New SEBI Regulations might change the way of Angel Investments in India

SEBI has incorporated various new norms for the incorporation of a further tighter policy for Angel Investors, who fund start-ups at its stage of infancy. Angel funds are a subset of venture capital funds that consist of wealthy people who invest their own cash flow.

In his budget speech, Finance Minister P Chidambaram had announced that SEBI would frame guidelines for angel investor pools by which they can be registered under AIF venture capital funds (VCF). Venture capital funds comprise of people who invest money on behalf of several institutions.

Angel investors are now to be registered as Alternative Investment Funds (AIFs) with Rs. 2,000,000. It is a newly created class of pooled-in investment vehicles for real estate, private equity and hedge funds, as said by a gazette notification.

According to the SEBI guidelines, AIFs have sub-categories such as Venture Capital Funds, Social Funds and SME Funds. Angel fund is likely to be a new separate sub-category in its manuscript.

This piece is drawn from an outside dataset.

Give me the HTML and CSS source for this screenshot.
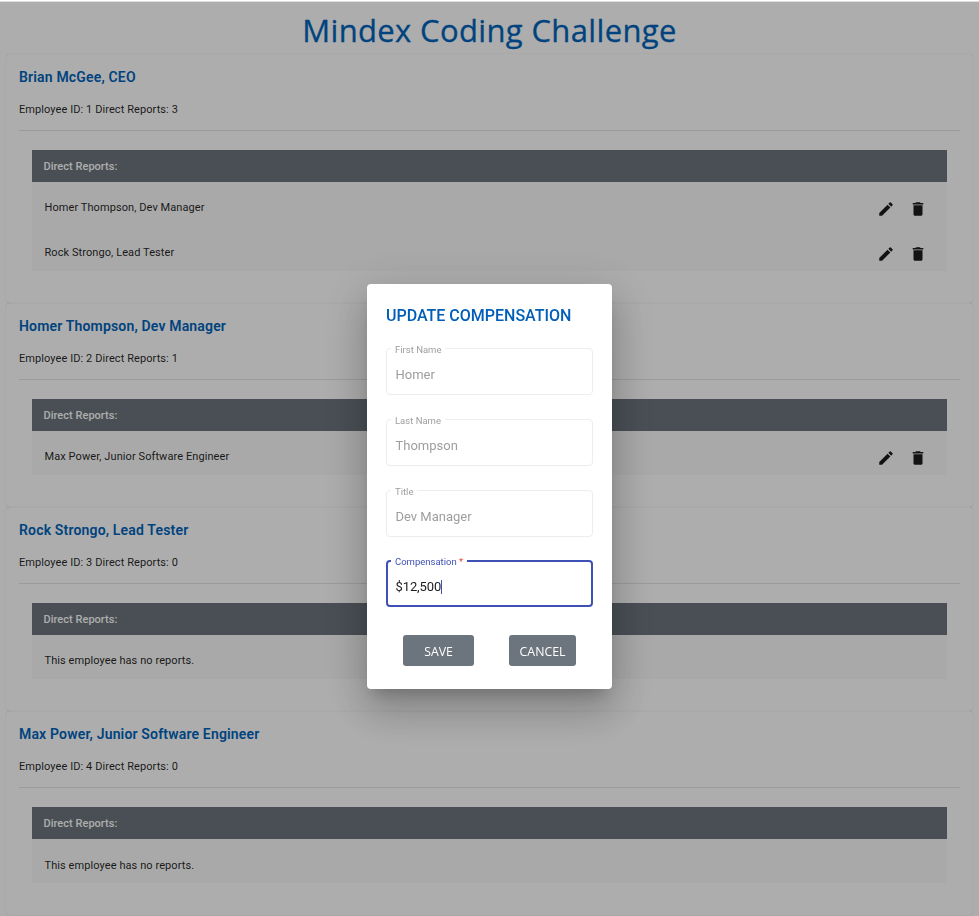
FILE: index.html
```html
<!DOCTYPE html>
<html lang="en">
<head>
<meta charset="utf-8">
<title>Mindex Coding Challenge</title>
<link rel="stylesheet" href="styles.css">
</head>
<body>
<svg width="0" height="0" class="defs">
  <symbol id="edit" viewBox="0 0 24 24"><path d="M3 17.25V21h3.75L17.81 9.94l-3.75-3.75L3 17.25zM20.71 7.04a1 1 0 0 0 0-1.41l-2.34-2.34a1 1 0 0 0-1.41 0l-1.83 1.83 3.75 3.75 1.83-1.83z"/></symbol>
  <symbol id="delete" viewBox="0 0 24 24"><path d="M6 19c0 1.100.9 2 2 2h8c1.100 0 2-.9 2-2V7H6v12zM19 4h-3.500l-1-1h-5l-1 1H5v2h14V4z"/></symbol>
</svg>
<main class="page">
  <h1 class="title"><span>Mindex Coding Challenge</span></h1>
  <section class="card">
    <h2 class="name"><span>Brian McGee, CEO</span></h2>
    <p class="meta"><span>Employee ID: 1 Direct Reports: 3</span></p>
    <div class="reports">
      <div class="head"><span>Direct Reports:</span></div>
      <div class="row"><span>Homer Thompson, Dev Manager</span><div class="icons"><svg><use href="#edit"/></svg><svg><use href="#delete"/></svg></div></div>
      <div class="row"><span>Rock Strongo, Lead Tester</span><div class="icons"><svg><use href="#edit"/></svg><svg><use href="#delete"/></svg></div></div>
    </div>
  </section>
  <section class="card">
    <h2 class="name"><span>Homer Thompson, Dev Manager</span></h2>
    <p class="meta"><span>Employee ID: 2 Direct Reports: 1</span></p>
    <div class="reports">
      <div class="head"><span>Direct Reports:</span></div>
      <div class="row"><span>Max Power, Junior Software Engineer</span><div class="icons"><svg><use href="#edit"/></svg><svg><use href="#delete"/></svg></div></div>
    </div>
  </section>
  <section class="card">
    <h2 class="name"><span>Rock Strongo, Lead Tester</span></h2>
    <p class="meta"><span>Employee ID: 3 Direct Reports: 0</span></p>
    <div class="reports">
      <div class="head"><span>Direct Reports:</span></div>
      <div class="row"><span>This employee has no reports.</span></div>
    </div>
  </section>
  <section class="card">
    <h2 class="name"><span>Max Power, Junior Software Engineer</span></h2>
    <p class="meta"><span>Employee ID: 4 Direct Reports: 0</span></p>
    <div class="reports">
      <div class="head"><span>Direct Reports:</span></div>
      <div class="row empty"><span>This employee has no reports.</span></div>
    </div>
  </section>
</main>
<div class="backdrop"></div>
<form class="dialog">
  <h2 class="dialog-title"><span>UPDATE COMPENSATION</span></h2>
  <fieldset class="field"><legend>First Name</legend><span>Homer</span></fieldset>
  <fieldset class="field"><legend>Last Name</legend><span>Thompson</span></fieldset>
  <fieldset class="field"><legend>Title</legend><span>Dev Manager</span></fieldset>
  <fieldset class="field active"><legend>Compensation <b>*</b></legend><span>$12,500</span><i class="caret"></i></fieldset>
  <div class="actions"><button type="button" class="save">SAVE</button><button type="button" class="cancel">CANCEL</button></div>
</form>
</body>
</html>
```
FILE: styles.css
```css
* { box-sizing: border-box; }
html, body { margin: 0; height: 916px; overflow: hidden; background: #fff; }
body { font-family: Roboto, "Liberation Sans", sans-serif; color: rgba(0,0,0,.87); }
.defs { position: absolute; }
.page { padding: 0 6px; }
.title { margin: 0; height: 54px; padding-top: 7px; text-align: center; font: 400 31px/46px "Open Sans", "Noto Sans", sans-serif; color: #0064ba; letter-spacing: .36px; -webkit-text-stroke: .3px #0064ba; }
.card { padding: 0 13px 31.5px; border-radius: 4px; box-shadow: 0 0 1px rgba(0,0,0,.24); }
.name { margin: 0; padding-top: 13px; height: 45px; font-size: 14px; line-height: 20px; font-weight: 600; color: #0064ba; letter-spacing: .17px; }
.meta { margin: 0; height: 32px; padding-top: 1px; font-size: 11px; line-height: 20px; font-weight: 400; letter-spacing: .08px; border-bottom: 1px solid rgba(0,0,0,.1); }
.reports { margin: 19px 13px 0; background: #f9f9f9; }
.head { height: 32px; padding: 1px 0 0 11.5px; background: #6c757d; color: #fff; font-size: 11px; line-height: 32px; font-weight: 500; letter-spacing: .03px; }
.row { height: 44.5px; padding: 1px 20px 0 12.5px; display: flex; justify-content: space-between; font-size: 11px; line-height: 50px; letter-spacing: .08px; }
.empty { line-height: 51px; }
.icons { display: flex; gap: 14px; padding-top: 17px; margin-right: -.4px; }
.icons svg { width: 18px; height: 18px; fill: #1c1c1c; }
.backdrop { position: fixed; inset: 1px 0 0; background: rgba(0,0,0,.32); border-top: 1px solid rgba(255,255,255,.6); }
.dialog { position: fixed; left: 367px; top: 284px; width: 245px; height: 405px; padding: 0 19px; background: #fff; border-radius: 4px; box-shadow: 0 11px 15px -7px rgba(0,0,0,.2), 0 24px 38px 3px rgba(0,0,0,.14), 0 9px 46px 8px rgba(0,0,0,.12); }
.dialog-title { margin: 0; height: 59px; padding-top: 22px; font-size: 16px; line-height: 20px; font-weight: 500; color: #005eb8; }
.field { display: flex; align-items: center; margin: 0 0 18.75px; padding: 2px 8.5px 0; height: 52px; border: 1px solid #ededed; border-radius: 4px; color: #9e9e9e; font-size: 13px; line-height: 20px; }
.field legend { position: relative; top: 1px; margin-left: -4.5px; padding: 0 4px; font-size: 9.500px; line-height: 11px; }
.field.active { border: 2px solid #3f51b5; padding: 2px 7.5px 0; color: #212121; letter-spacing: -.1px; }
.active legend { color: #3f51b5; letter-spacing: 0; }
.active b { color: #f44336; font-weight: 400; }
.caret { width: 1px; height: 14px; background: #3f51b5; }
.actions { display: flex; gap: 35px; margin-left: 17px; margin-top: 28px; }
.actions button { height: 31px; padding: 2px 0 0; border: 0; border-radius: 3px; background: #6c757d; color: #fff; font: 400 12.3px/29px "Open Sans", sans-serif; }
.save { width: 71px; }
.cancel { width: 67px; }
```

Investments by angel investors have been confined between Rs. 50 lakhs and Rs. 5 crore. Angel funds can be invested in firms within the India only. These funds needs to be invested in a firm for at least three years, can invest in companies not older than 3 years.

Moreover, funds can be invested only in unlisted companies. It must also be considered that such companies must have a maximum turnover Rs.25 crore turnover. This firm may not be associated with any group with an income exceeding Rs 300 crore.

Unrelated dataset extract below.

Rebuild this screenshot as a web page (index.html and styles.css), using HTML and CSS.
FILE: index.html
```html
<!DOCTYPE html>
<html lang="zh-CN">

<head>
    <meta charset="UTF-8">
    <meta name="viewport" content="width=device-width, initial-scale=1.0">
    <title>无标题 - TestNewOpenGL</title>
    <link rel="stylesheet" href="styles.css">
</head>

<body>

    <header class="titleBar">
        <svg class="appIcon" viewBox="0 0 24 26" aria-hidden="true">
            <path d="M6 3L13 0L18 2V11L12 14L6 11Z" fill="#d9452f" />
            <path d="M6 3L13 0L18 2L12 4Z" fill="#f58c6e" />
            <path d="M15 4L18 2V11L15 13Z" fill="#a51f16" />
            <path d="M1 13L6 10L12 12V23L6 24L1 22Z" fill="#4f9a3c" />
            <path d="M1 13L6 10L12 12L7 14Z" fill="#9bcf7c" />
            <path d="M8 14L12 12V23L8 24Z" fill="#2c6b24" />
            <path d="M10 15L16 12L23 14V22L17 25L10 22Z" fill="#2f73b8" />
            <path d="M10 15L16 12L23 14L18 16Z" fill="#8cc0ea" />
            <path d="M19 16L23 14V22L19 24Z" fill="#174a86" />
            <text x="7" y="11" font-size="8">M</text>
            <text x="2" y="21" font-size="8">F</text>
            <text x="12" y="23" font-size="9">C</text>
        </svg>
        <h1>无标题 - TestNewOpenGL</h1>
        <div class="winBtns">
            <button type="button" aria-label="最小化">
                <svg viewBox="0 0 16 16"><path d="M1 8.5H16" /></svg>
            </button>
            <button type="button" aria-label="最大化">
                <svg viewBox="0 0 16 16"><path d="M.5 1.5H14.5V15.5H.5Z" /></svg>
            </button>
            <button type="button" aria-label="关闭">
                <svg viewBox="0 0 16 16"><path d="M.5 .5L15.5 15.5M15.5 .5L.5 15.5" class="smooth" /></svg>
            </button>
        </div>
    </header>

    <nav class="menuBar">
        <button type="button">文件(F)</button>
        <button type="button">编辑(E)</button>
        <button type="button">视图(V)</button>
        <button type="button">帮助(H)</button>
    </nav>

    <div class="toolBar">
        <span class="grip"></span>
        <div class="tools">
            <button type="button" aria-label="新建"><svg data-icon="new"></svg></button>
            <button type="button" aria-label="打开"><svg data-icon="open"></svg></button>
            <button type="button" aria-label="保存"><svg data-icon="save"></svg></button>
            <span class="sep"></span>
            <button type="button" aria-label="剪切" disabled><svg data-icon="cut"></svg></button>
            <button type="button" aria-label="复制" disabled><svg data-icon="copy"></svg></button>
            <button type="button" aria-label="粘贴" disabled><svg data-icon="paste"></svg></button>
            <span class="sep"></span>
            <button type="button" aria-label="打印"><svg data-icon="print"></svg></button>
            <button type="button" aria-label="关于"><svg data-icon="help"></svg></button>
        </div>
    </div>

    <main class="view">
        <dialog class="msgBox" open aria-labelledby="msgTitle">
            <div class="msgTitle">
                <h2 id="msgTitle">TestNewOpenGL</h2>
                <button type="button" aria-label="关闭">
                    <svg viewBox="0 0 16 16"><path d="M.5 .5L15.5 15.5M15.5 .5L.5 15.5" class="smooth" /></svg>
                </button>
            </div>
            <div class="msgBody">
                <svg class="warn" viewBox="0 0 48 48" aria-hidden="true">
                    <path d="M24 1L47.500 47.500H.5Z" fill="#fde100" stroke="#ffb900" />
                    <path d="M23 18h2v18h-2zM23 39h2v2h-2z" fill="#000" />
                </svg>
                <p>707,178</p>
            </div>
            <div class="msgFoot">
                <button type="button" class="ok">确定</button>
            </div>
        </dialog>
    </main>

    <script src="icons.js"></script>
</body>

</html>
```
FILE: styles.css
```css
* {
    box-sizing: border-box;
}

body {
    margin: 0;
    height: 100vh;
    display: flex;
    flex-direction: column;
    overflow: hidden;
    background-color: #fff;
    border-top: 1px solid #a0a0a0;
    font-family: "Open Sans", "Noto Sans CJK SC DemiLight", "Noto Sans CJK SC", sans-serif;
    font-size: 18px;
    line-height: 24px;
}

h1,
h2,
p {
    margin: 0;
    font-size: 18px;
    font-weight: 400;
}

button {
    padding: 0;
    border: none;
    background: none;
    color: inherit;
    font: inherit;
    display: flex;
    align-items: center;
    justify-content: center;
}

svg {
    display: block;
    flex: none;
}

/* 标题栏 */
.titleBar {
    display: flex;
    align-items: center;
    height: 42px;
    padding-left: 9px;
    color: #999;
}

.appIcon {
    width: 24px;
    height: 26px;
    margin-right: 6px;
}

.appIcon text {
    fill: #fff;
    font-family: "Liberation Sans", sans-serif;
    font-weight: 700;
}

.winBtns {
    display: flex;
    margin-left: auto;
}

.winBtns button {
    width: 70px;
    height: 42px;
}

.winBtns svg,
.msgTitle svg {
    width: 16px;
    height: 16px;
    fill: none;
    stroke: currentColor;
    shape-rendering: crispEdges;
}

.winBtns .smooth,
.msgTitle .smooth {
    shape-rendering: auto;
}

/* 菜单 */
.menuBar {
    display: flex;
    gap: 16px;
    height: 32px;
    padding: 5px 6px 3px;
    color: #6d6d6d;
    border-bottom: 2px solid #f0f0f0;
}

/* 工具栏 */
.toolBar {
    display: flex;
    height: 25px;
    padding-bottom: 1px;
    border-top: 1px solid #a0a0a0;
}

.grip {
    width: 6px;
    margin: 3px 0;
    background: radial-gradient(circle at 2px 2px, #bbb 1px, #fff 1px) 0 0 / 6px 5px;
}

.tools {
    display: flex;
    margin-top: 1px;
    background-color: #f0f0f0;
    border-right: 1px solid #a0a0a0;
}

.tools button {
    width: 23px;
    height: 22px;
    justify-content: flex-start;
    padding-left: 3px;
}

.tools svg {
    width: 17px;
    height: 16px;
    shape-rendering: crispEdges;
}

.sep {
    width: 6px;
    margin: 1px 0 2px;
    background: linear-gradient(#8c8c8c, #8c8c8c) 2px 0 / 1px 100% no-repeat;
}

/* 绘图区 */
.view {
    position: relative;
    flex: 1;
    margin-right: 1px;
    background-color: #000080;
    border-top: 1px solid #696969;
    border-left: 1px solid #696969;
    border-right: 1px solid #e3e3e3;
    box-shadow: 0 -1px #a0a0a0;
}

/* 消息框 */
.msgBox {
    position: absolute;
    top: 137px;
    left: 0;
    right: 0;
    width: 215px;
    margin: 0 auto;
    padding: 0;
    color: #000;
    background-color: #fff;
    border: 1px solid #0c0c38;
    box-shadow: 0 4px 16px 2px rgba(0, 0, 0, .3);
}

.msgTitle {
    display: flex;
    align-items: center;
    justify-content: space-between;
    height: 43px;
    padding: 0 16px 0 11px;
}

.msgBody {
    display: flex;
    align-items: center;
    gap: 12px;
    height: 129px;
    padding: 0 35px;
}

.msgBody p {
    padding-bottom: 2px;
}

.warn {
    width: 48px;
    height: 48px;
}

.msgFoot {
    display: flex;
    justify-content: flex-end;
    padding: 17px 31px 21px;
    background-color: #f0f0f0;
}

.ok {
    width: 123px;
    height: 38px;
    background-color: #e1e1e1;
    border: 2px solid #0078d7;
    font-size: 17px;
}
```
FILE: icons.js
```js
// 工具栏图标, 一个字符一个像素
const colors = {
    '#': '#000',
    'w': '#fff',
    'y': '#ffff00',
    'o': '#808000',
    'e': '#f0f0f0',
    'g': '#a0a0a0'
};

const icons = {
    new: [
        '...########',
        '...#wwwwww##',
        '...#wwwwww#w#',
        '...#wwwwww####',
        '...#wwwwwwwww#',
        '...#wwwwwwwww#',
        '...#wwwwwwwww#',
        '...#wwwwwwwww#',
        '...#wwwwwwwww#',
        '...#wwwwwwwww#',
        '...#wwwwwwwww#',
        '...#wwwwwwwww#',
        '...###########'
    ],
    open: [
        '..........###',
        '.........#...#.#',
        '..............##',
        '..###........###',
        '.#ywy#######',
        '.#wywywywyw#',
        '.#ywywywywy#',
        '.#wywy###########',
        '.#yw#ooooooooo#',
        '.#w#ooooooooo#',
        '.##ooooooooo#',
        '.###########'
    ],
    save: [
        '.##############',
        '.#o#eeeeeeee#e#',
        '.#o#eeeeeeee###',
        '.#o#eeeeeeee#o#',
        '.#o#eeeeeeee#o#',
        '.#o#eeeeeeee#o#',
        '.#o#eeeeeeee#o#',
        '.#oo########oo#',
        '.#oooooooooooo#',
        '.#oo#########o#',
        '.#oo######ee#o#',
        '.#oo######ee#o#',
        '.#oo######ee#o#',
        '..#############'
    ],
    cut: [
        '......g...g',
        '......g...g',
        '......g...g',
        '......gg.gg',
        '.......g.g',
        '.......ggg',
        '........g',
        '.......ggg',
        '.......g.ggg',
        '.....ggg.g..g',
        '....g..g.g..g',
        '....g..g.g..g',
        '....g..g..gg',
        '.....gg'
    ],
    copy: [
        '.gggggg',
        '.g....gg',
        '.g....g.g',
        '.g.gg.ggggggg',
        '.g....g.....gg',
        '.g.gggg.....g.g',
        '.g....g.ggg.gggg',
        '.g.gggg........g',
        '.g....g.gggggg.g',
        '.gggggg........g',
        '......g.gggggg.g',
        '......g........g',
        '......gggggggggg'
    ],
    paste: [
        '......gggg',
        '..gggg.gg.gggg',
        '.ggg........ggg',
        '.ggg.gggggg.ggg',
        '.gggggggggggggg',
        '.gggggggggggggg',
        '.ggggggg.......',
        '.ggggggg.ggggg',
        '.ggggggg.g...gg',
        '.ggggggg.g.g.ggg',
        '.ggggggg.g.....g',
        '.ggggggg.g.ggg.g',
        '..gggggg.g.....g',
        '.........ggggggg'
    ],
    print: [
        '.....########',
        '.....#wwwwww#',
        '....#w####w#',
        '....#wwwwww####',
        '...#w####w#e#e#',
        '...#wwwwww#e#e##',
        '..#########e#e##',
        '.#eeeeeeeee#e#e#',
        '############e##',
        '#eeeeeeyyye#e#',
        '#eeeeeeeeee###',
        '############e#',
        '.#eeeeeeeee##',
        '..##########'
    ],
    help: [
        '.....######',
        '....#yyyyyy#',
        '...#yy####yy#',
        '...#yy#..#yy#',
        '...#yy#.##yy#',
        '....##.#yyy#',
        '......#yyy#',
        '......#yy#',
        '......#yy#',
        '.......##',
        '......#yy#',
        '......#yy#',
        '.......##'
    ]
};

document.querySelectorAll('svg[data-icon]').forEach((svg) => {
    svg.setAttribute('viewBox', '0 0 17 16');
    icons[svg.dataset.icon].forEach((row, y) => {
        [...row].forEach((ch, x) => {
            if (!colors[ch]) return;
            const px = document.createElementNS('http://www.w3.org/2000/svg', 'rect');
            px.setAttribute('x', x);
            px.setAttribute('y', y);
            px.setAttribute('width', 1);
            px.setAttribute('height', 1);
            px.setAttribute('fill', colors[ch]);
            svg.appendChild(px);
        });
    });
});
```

The minimum corpus requirement for Angel funds is Rs.10 crore and the minimum investment is Rs. 25 crore.

It was also stipulated that the fund have must no family connection with the investee company and that angel fund schemes must not have more than 49 investors.

For individual investors, the person must be seasoned for atleast a decade in this field and must be in possession of tangible assets worth atleast Rs. 2 crore apart from his primary residence.

For corporate investors, registration with AIF/VCF with SEBI and having a net worth of Rs. 10 crore is a compulsion.

Some corporate delegates say that there might be “operational hurdles” in the financial administration system of angel fund schemes for further stringent policy.

Bhavin Shah, partner, KPMG, said the move would create hurdles in calculating the internal rate of return (a measure of profitability or returns). “This will add to the administrative burden for fund managers and create operational challenges” he said.

Darshan Upadhyay, partner at Economic Laws Practice, said, “It appears this regulation will require an approval from all investors for making an investment. This may create operational hurdles. For example, what if one investor refuses? Can the manager drawdown the commitments from others who have approved and go ahead with the investment?” he asked.

But the prodigy of financial experts say that the new norms will boost entrepreneurship in the country by financing small start-ups at a stage where it is difficult to obtain funds from traditional sources of funding such as banks and financial institutions.

And we the people, thinking the SEBI to not be a stalemate, think it to be prudent enough to know how to override its own fences.